Wisconsin Statutes & Annotations
Chapter 109 - Wage payments, claims and collections.
109.01 - Definitions.

109.01 Definitions. As used in this chapter:
(1) “Department" means the department of workforce development.
(1r) “Employee" means any person employed by an employer, except that “employee" does not include an officer or director of a corporation, a member or manager of a limited liability company, a partner of a partnership or a joint venture, the owner of a sole proprietorship, an independent contractor or person otherwise excluded under s. 452.38, or a person employed in a managerial, executive, or commissioned sales capacity or in a capacity in which the person is privy to confidential matters involving the employer-employee relationship.
(2) Except as provided in ss. 109.07 (1) (d) and 109.075 (1) (c), “employer" means any person engaged in any activity, enterprise or business employing one or more persons within the state, including the state and its political subdivisions and charitable, nonprofit or tax-exempt organizations and institutions.
(3) “Wage" or “wages" mean remuneration payable to an employee for personal services, including salaries, commissions, holiday and vacation pay, overtime pay, severance pay or dismissal pay, supplemental unemployment benefit plan payments when required under a binding collective bargaining agreement, bonuses and any other similar advantages agreed upon between the employer and the employee or provided by the employer to the employees as an established policy.
(4) “Wage deficiency" means the difference between the amount required by law to be paid and the amount actually paid to an employee.
History: 1975 c. 380, 421; 1989 a. 44; 1995 a. 27 s. 9130 (4); 1997 a. 3, 39, 237; 2003 a. 63; 2015 a. 258.
“Wages" does not include salary owed under a fixed term contract to a discharged employee for the period from the discharge to the end of the contract. DILHR v.
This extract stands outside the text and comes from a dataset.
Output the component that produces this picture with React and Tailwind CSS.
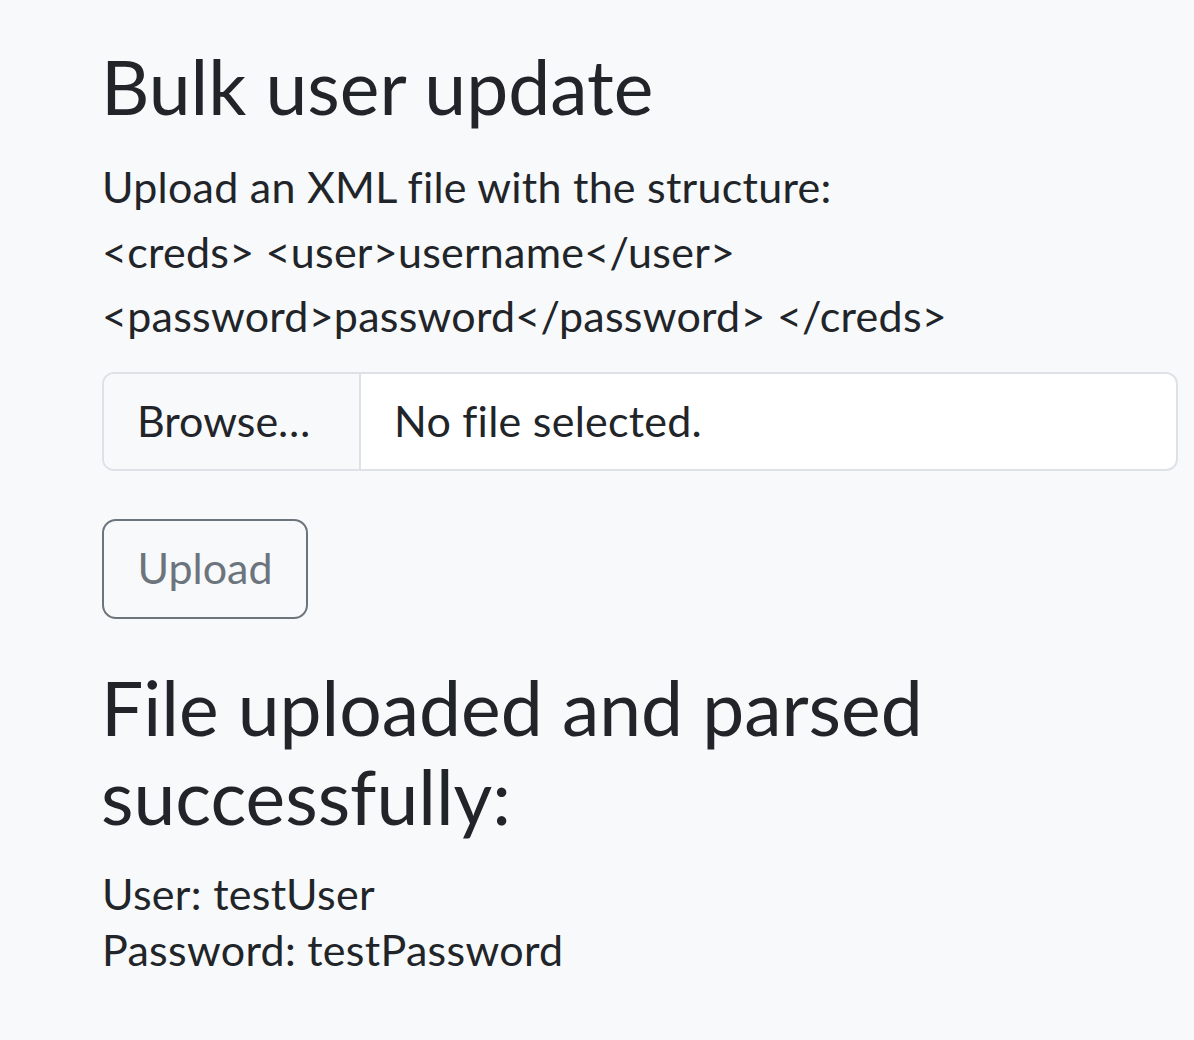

Coatings, Inc., 126 Wis. 2d 338, 375 N.W.2d 834 (1985).
Sub. (3) includes vacation pay, supplemental unemployment benefit plan payments, severance pay or dismissal pay as wages. Sub. (3) does not require that the employee perform actual work during the time period for which he is making a wage claim. Such a requirement would foreclose any employees' wage claims for vacation pay, supplemental unemployment benefit plan payments, severance pay, or dismissal pay because in each case the employee is not performing actual work during the time period of the claim. Sliwinski v. City of Milwaukee, 2009 WI App 162, 321 Wis. 2d 774, 777 N.W.2d 88, 08-2141.